Küçük bir İngiltere örneği verip sonra bu konuyu düşünmeniz için sizi yalnız bırakacağım.

Taliban’ın Afganistan’ı ele geçirmesi sırasında İngiltere’ye 37000 Afgan mülteci getirildi. Bu getirilenler Birleşmiş Milletlerin Afganistan’ı kontrol ettiği dönemde İngiliz hükümetine yardım eden Afganlıların kendileri ve aileleri olduğu söylendi. Eğer bu kişiler ve aileleri Afganistan’da kalsalardı Taliban tarafından Batılı güçlere yardımcı oldukları için katledileceklerdi. İngiliz hükümeti ahde vefa göstererek bu kişileri ve ailelerini ne mutlu ki sağ salim İngiltere’ye getirdi.  Ancak o zaman, şimdi Ukraynalı mültecilerin gelişinde ortaya atılan “evinizi açın ve Ukraynalıları misafir edin biz de size aylık yaklaşık 400 Pound yardım yapalım” kampanyası yapılmadı. Bunun yerine 37000 kişi otel ve pansiyonlara yerleştirildi. Bu mültecilerin günlük İngiltere’ye maliyeti 4.7 milyon pound tutarında. Aylık olarak hesaplanırsa yaklaşık 141 Milyon Pound’a denk geliyor.

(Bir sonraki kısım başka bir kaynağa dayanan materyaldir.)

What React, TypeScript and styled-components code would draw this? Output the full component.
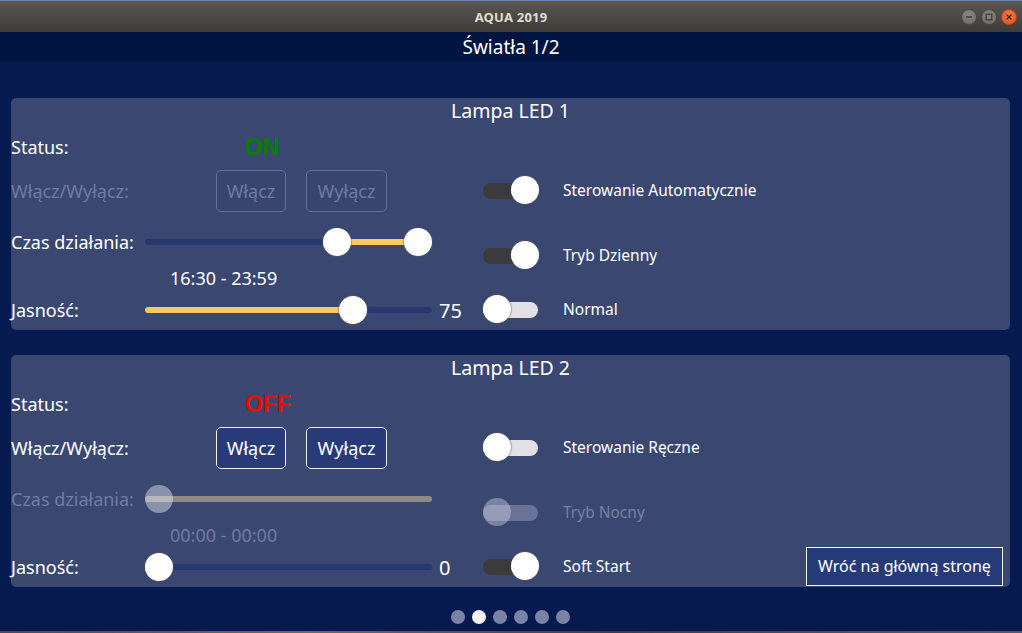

Eğer Ukraynalılar için yapılan öneriyi Afganlılar için de yapmış olsalardı onun maliyeti aylık 14.8 milyon Pound olacaktı. Yani onda biri kadar. Aradaki farkı İngiliz vergi mükellefleri ödüyorlar. Şu ana kadar Ukraynalıları misafir etmek için İçişleri Bakanlığının sitesine başvuranların sayısı 138.000’i buldu. Bu 138.000 imzacının içinden 37.000 Afgan’ı misafir edecekleri İngiltere’de bulamayacağımızı mı düşünüyorsunuz? Eğer cevabınız “bulamazsın” ise, bu yaşadıklarımızı hak etmediğimizi kim söyleyebilir? Savaşsız bir dünya umuduyla...

Bu arada bütün bu olanlar Rusya’nın da emperyalist bir güç olduğu ve başında bir diktatör bulunduğu gerçeğini değiştirmiyor.